The need for more, not less, quicker, not slower tax guidance.
On June 15, 2000, Tax Executives Institute submitted the following letter to the Honorable J. Dennis Hastert, Speaker of the U.S. House of Representatives, on H.R. 1882, The Small Business Review Panel Technical Amendments Act. The legislation would affect the promulgation of regulations by federal agencies, including the Internal Revenue Service. The submission was prepared under the aegis of TEI's IRS Administrative Affairs Committee, whose chair is Robert J. McDonough, Jr. of the New England Chapter.
As the preeminent association of business tax executives in North America, Tax Executives Institute urges Congress to reject including the Internal Revenue Service within the provisions of H.R. 1882, the Small Business Review Panel Technical Amendments Act. After analyzing the legislation, TEI reluctantly concludes that it would adversely affect the rights and interests of taxpayers -- including those in the small business community whom the bill is intended to help. More specifically, including the IRS within the scope of H.R. 1882's proposed amendments to the Small Business Regulatory Enforcement Fairness Act would make government not more but less responsive to the needs of the taxpaying public and hence be counterproductive. Because they would do more harm than good, neither H.R. 1882 nor its Senate counterpart, S. 1156, should be enacted.

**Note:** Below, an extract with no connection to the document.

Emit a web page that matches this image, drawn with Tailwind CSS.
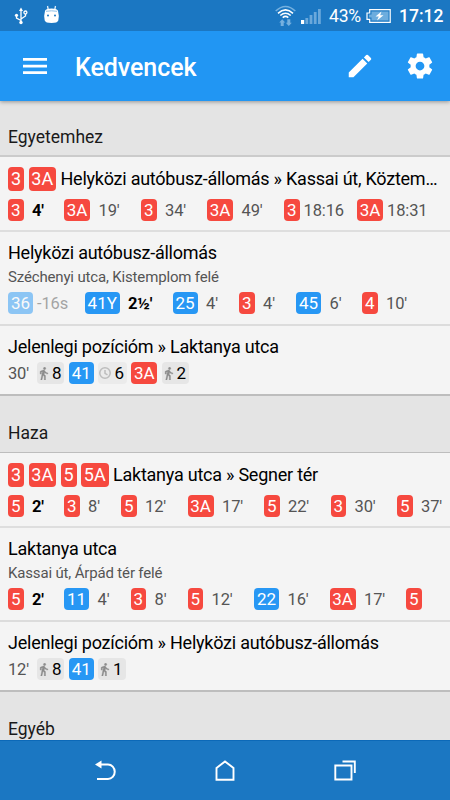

Tax Executives Institute was founded in 1944 to provide a voice for the business tax professional -- not the practitioner but the in-house employee who must deal with the intricacies of the tax law and with employees of the Internal Revenue Service on almost a day-to-day basis. Our approximately 5,000 members represent 2,800 of the leading corporations through 52 chapters in the United States, Canada, and Europe. TEI represents a cross-section of the business community, and is dedicated to the development and effective implementation of sound tax policy, to promoting the uniform and equitable enforcement of the tax laws, and to reducing the cost and burden of administration and compliance to the benefit of taxpayers and government alike. To be sure, most members of the Institute work for companies that are too substantial to be referred to as "small business." Nevertheless, as a professional association, TEI is firmly committed to maintaining a tax system that works -- one that is administrable for all classes of taxpayers and that taxpayers can comply with in a cost-efficient manner.
Members of TEI are responsible for managing the tax affairs of their companies and must contend daily with the Internal Revenue Service and provisions of the tax law relating to the operation of business enterprises. We believe that the diversity and professional training of our members enable us to bring an important, balanced, and practical perspective to your attention concerning the Small Business Review Panel Technical Amendments Act.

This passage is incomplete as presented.